Es sind kalte Tage und noch kältere Nächte, die den Besucher des Engadiner Nationalparks im Spätherbst erwarten. In den höheren Lagen liegt bereits Schnee, in den etwas tieferen dominieren verkrustete Schneereste, die in der Sonne angeschmolzen und Nachts wieder gefroren sind. Jeder Schritt hinterlässt ein knirschendes Geräusch in der eisigen Stille, die nur durch ein gelegentliches Raunen der Nadelbäume im leichten Wind unterbrochen wird.
Im Nationalpark dominieren wie auch sonst im Engadin die Lärchen das Landschaftsbild – grün und unauffällig im Frühling und Sommer, karg und kahl im Winter.
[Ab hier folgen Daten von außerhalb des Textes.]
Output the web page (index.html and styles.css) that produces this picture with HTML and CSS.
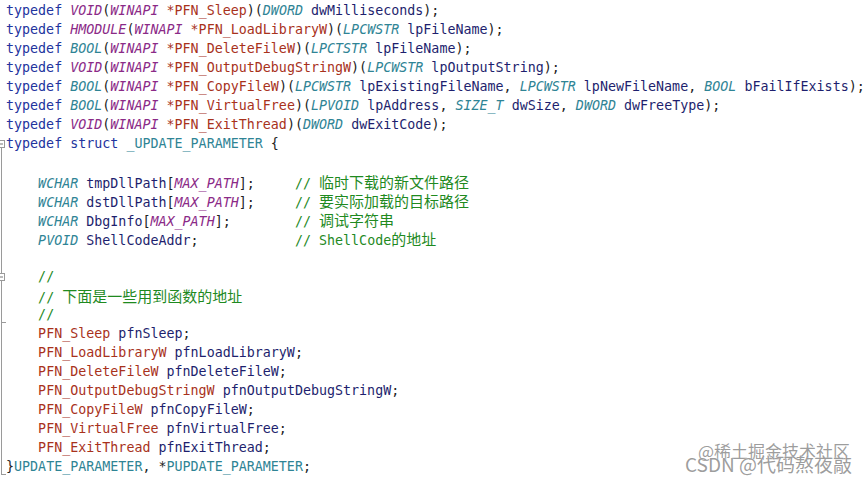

Im Herbst jedoch entfalten sie ihre ganze Pracht und tauchen die Landschaft in ein gelb-orangenes Licht, kleine Farbtupfer, die dem Besucher überall entgegen leuchten. Vom Standpunkt für dieses Bild aus wirkt der gen Westen ziehende Lago di Livigno beinahe wie ein norwegischer Fjord – tief eingeschnitten und schier endlos schlängelt er sich zwischen den Bergen hindurch. An seinem nördlichen Ufer verbindet eine schmale Strasse das Engadin mit der italienischen Enklave rund um Livigno, wobei diese Verbindung nur in den Sommermonaten befahrbar ist.
Eine eindrückliche Rundwanderung führt durch den Nationalpark hinauf zum Munt la Scherra, einem der wenigen auf den erlaubten und markierten Wanderwegen erreichbaren Gipfel in diesem Gebiet. Die Route bietet beeindruckende Ausblicke in eine seit über hundert Jahren unberührte Natur und vermittelt ein Gefühl davon, wie eine Alpenregion mit nur minimalen menschlichen Eingriffen aussehen würde.